İtalya’da olup da pizza yememek olmaz deyip arka sokaklarda taş fırınlı bir pizza restorantında akşam yemeğimizi yedik. Sonrasında soluğu cadde üstündeki bir barda alıp zarif İtalyan kızlarını seyrederek grappa’larımızı yudumladık.
4 EKİM CUMARTESİ
Barış Manço’nun bügün bayram erken kalkın çocuklar adlı şarkısıyla uyandım. Meğer gerçekten bayrammış. Kahvaltıdan sonra birbirimizle bayramlaşıp güne çok neşeli başlıyoruz. Bu arada Otistik Çocuklara destek için bir bayram mesajı vermek amacıyla vakıf flaması eşliğinde fotoğraf çektirip Sosyal Medya hesaplarımızda takipçilerimizle paylaşıyoruz.
Şehri daha fazla tanımak için uzun bir yürüyüş rotası tanımlayıp şehri gezdik. Ekrem abi (Ekrem İnözü) tepede bir restoran tavsiye etmiş ancak ben ismine dikkat etmemişim. 1930 tarihinden kalma bir pastaneye girip kasada oturan yaşlıca hanfendiye tepedeki restoran ile ilgili bir soru sorup bilgi aldım. “Aradığınız oysa Borello Restoran” dedi ve et yemekleri konusunda iyi olduğunu söyledi ve restoranın telefonunu verdi.

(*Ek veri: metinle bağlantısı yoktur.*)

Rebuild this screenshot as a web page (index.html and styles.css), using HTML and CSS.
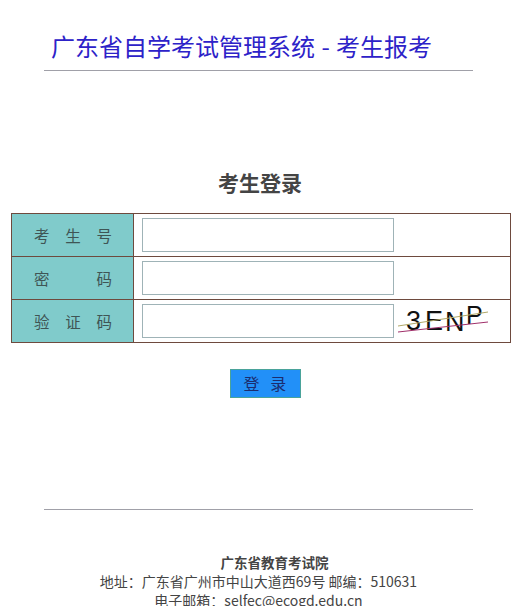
FILE: index.html
```html
<!DOCTYPE html>
<html lang="zh-CN">
<head>
<meta charset="utf-8">
<title>广东省自学考试管理系统 - 考生报考</title>
<link rel="stylesheet" href="styles.css">
</head>
<body>
<header class="top">
  <h1 class="site-title">广东省自学考试管理系统 - 考生报考</h1>
</header>
<main class="login">
  <h2 class="login-title">考生登录</h2>
  <table class="login-table">
    <tr>
      <th class="label"><div class="jl"><span>考</span><span>生</span><span>号</span></div></th>
      <td class="field"><input class="inp" type="text"></td>
    </tr>
    <tr>
      <th class="label"><div class="jl"><span>密</span><span>码</span></div></th>
      <td class="field"><input class="inp" type="password"></td>
    </tr>
    <tr>
      <th class="label"><div class="jl"><span>验</span><span>证</span><span>码</span></div></th>
      <td class="field">
        <div class="code-row">
          <input class="inp" type="text">
          <svg class="captcha" width="94" height="36" viewBox="0 0 94 36">
            <text x="8" y="30" font-family="Liberation Sans, sans-serif" font-size="27" fill="#111">3</text>
            <text x="27" y="30" font-family="Liberation Sans, sans-serif" font-size="27" fill="#111">E</text>
            <text x="47" y="31" font-family="Liberation Sans, sans-serif" font-size="27" fill="#111">N</text>
            <text x="68" y="24" font-family="Liberation Sans, sans-serif" font-size="25" fill="#111">P</text>
            <line x1="0" y1="26" x2="90" y2="12" stroke="#b0a868" stroke-width="1"/>
            <line x1="0" y1="32" x2="90" y2="22" stroke="#a0306a" stroke-width="1"/>
          </svg>
        </div>
      </td>
    </tr>
  </table>
  <div class="btn-row"><button class="btn" type="button">登&nbsp;&nbsp;&nbsp;录</button></div>
</main>
<footer class="foot">
  <p class="org">广东省教育考试院</p>
  <p class="addr">地址：广东省广州市中山大道西69号 邮编：510631</p>
  <p class="addr">电子邮箱：selfec@ecogd.edu.cn</p>
</footer>
</body>
</html>
```
FILE: styles.css
```css
html, body {
  margin: 0;
  padding: 0;
  background: #fff;
}
body {
  font-family: "Noto Sans CJK SC", "Noto Sans", sans-serif;
  color: #333;
  width: 527px;
}
.top {
  margin: 0 0 0 44px;
  width: 429px;
  border-bottom: 1px solid #a0a0a8;
  padding-top: 29px;
  height: 41px;
}
.site-title {
  margin: 0 0 0 7px;
  font-size: 24px;
  font-weight: normal;
  line-height: 34px;
  color: #2d22c8;
  word-spacing: 1px;
  white-space: nowrap;
}
.login {
  padding-top: 96px;
}
.login-title {
  margin: 0;
  text-align: center;
  font-size: 21px;
  line-height: 30px;
  font-weight: bold;
  color: #444;
  width: 520px;
}
.login-table {
  margin: 16px 0 0 11px;
  width: 500px;
  border-collapse: collapse;
  border: 1px solid #6e4a3e;
}
.login-table tr {
  height: 43px;
}
.label {
  width: 122px;
  box-sizing: border-box;
  background: #80cbcb;
  border: 1px solid #6e4a3e;
  padding: 0 21px 0 22px;
  font-weight: normal;
  font-size: 15.5px;
  color: #3f5555;
  vertical-align: middle;
}
.jl {
  display: flex;
  justify-content: space-between;
}
.field {
  border: 1px solid #6e4a3e;
  padding: 0 0 0 8px;
  vertical-align: middle;
}
.code-row {
  display: flex;
  align-items: center;
  gap: 4px;
}
.inp {
  display: block;
  box-sizing: border-box;
  width: 252px;
  height: 34px;
  margin: 0;
  border: 1px solid #9fb3b7;
  background: #fff;
  padding: 0 4px;
  outline: none;
}
.captcha {
  display: block;
  margin-top: -6px;
}
.btn-row {
  display: flex;
  justify-content: center;
  padding: 26px 0 0 5px;
  width: 520px;
}
.btn {
  width: 71px;
  height: 29px;
  margin: 0;
  padding: 0;
  background: #2290f8;
  border: 1px solid #4aa39a;
  color: #1b2c6e;
  font-family: "Noto Sans CJK SC", sans-serif;
  font-size: 16px;
  line-height: 27px;
}
.foot {
  margin: 111px 0 0 44px;
  width: 429px;
  border-top: 1px solid #a0a0a8;
  padding-top: 43px;
  text-align: center;
  font-size: 14px;
  line-height: 19px;
  color: #444;
}
.foot p {
  margin: 0;
  white-space: nowrap;
}
.org {
  font-weight: bold;
  padding-left: 32px;
  font-size: 13.5px;
}
```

Teşekkür ederek ayrıldıktan hemen sonra arayıp restorandan yer ayırttım. Restoran bizi 2 özel araç ile aldırdı. İlk izlenimimiz galiba yanlış bir yere geldik şeklindeydi fakat mutfağı görünce doğru yerde olduğumuzu anladım. Kömür ızgarasında pişirdikleri kuzu eti yöresel şarap eşliğinde mükemmel olmuştu. Hesapta beklentilerimizin çok altındaydı. Yemek sonrası restoran sahibi ve güzel eşi bizi 2 ayrı araba ile marinaya bırakma inceliğini gösterdi biz de geleneksel misafir perverliğimizi göstermek için teknemize davet ederek bir şeyler ikram ettik.
Yakındaki Volcano adasına gitmemiz çok uzun sürmedi, akşam adanın arksında bulunan koyda Alarga’da demirledik.
5 EKİM PAZAR
Bütün gece yağan yağmur ve çöken sis volkanik Adayı yağlı boya bir tablonun parçası gibi gösteriyordu. Hiç rüzgar yok, deniz çarşaf gibi düz ve gri. Motora yol verip adadan ayrıldık. Dümen suyumuza bıraktığımız volkanik adalar inanılmaz manzaralar sunuyor.
Palermo yaklaşık 80 mil. Dalgasız denizden istifade epeydir aklımda olan baş üstündeki vardevelalara ağ örme işini-3 Saat süren çalışmayla bitiriyoruz. Başüstü böylelikle daha güvenli ve güzel görünüyor.
Saat 21:00’da Palermonun Villaiage marinasına giriş yaptık. Telsiz anonsumuza herhangi bir yanıt gelmeyince uygun bulduğumuz bir yere kıçtan bağlanıp tonoz aldık. Akşam yemeğinde yediğimiz borilla makarna oldukça güzel olmuştu.